Film
The Pursuit of Vulnerability
- 7PM
Programmer: Ayanna Dozier
“The pursuit of vulnerability—the effort to remain open to at-risk bodies while possessing an at-risk body—is always marked by the certainty of death from exposure. And yet, it is a line of pursuit that we, as Black women, must maintain. What my interest in Ms. Morrison and Ms. Lorde’s words aims to examine is their very determined pursuits towards emotional and spiritual vulnerability as Black women in a world that reaps profit from the neglect, harm, and death of their at-risk bodies.”—Ayanna Dozier
Intro by Ayanna Dozier
Dirs. Ada Gay Griffin & Michelle Parkerson
1995, 80min
Audre Lorde—a self-described “Black, lesbian, mother, warrior, poet”—speaks about her extraordinary life and career, from her fearless work advancing womanist and civil rights to her poetry, which gave voice to society’s most marginalized. As one of the first figures to argue for the importance of intersectional feminism, Lorde was an ahead-of-her-time thinker whose ideas resonate today as strongly as ever.

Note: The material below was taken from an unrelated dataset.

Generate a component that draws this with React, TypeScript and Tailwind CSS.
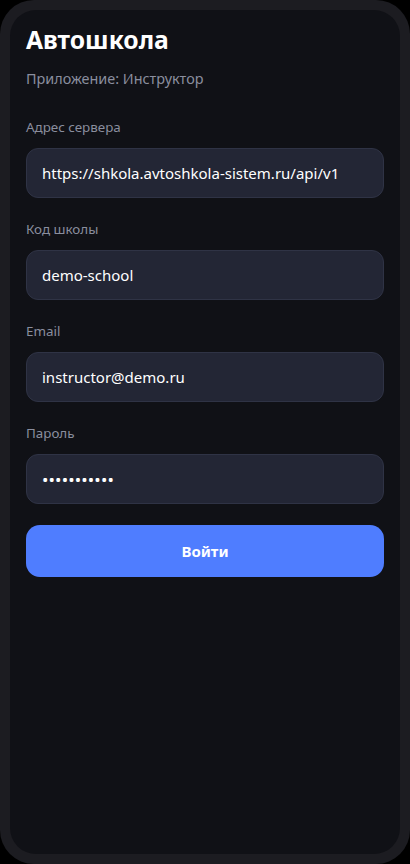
import React from "react";

function Field({ label, value, type = "text" }: { label: string; value: string; type?: string }) {
  const isPwd = type === "password";
  return (
    <div className="flex flex-col">
      <label className="text-[13.4px] leading-[18px] text-[#8a8e9e]">{label}</label>
      <input
        type={type}
        defaultValue={value}
        readOnly
        className={
          isPwd
            ? "mt-[12px] h-[50px] w-full rounded-[12px] border border-[#2f3345] bg-[#232635] px-[15px] text-[17px] tracking-[0.15px] text-white outline-none"
            : "mt-[12px] h-[50px] w-full rounded-[12px] border border-[#2f3345] bg-[#232635] px-[15px] text-[15px] text-white outline-none"
        }
        style={{ fontFamily: "'Noto Sans', 'Open Sans', sans-serif" }}
      />
    </div>
  );
}

export default function App() {
  return (
    <div
      className="h-[864px] w-[410px] bg-black"
      style={{ fontFamily: "'Noto Sans', 'Open Sans', sans-serif" }}
    >
      <div className="h-full w-full rounded-[34px] bg-[#1c1c21] p-[10px]">
        <div className="flex h-full flex-col rounded-[26px] bg-[#101116] px-[16px] pt-[14px]">
          <h1 className="text-[24.7px] font-bold leading-[32px] text-white">Автошкола</h1>
          <p className="mt-[13px] text-[14.4px] leading-[20px] text-[#8a8e9e]">Приложение: Инструктор</p>
          <div className="mt-[29px] flex flex-col gap-[22px]">
            <Field label="Адрес сервера" value="https://shkola.avtoshkola-sistem.ru/api/v1" />
            <Field label="Код школы" value="demo-school" />
            <Field label="Email" value="instructor@demo.ru" />
            <Field label="Пароль" value="password123" type="password" />
          </div>
          <button className="mt-[21px] h-[52px] w-full rounded-[14px] bg-[#4f7dff] text-[15px] font-bold text-white">
            Войти
          </button>
        </div>
      </div>
    </div>
  );
}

Dir. Michele Pearson Clarke
2014, 4min
With Audre Lorde acting as both subject and surrogate, All That is Left Unsaid is a daughter’s elegy for her mother. Both women lived with cancer for 14 years, and the absence of their wisdom, guidance, and love is experienced as an ongoing loss. This short experimental documentary reflects on all other Black women gone too soon, in contemplating this aspect of grief.

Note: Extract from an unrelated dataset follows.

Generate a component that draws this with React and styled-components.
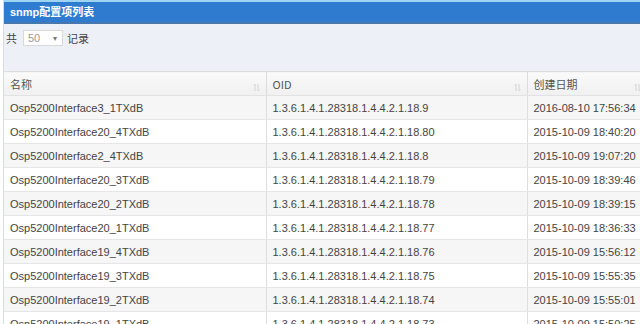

Ayanna Dozier is a filmmaker and performance artist. She is the author of a forthcoming volume in the 33 1/3 series on Janet Jackson’s The Velvet Rope and has written about Black feminist theory, cinema, and performance art for Cléo, Another Gaze, Feminist Media Studies, and Liquid Blackness Journal. Dozier is a Joan Tisch Teaching Fellow at the Whitney Museum of American Art and a Ph.D. candidate at McGill University, examining formal and narrative aesthetics in contemporary Black feminist experimental short films in her dissertation.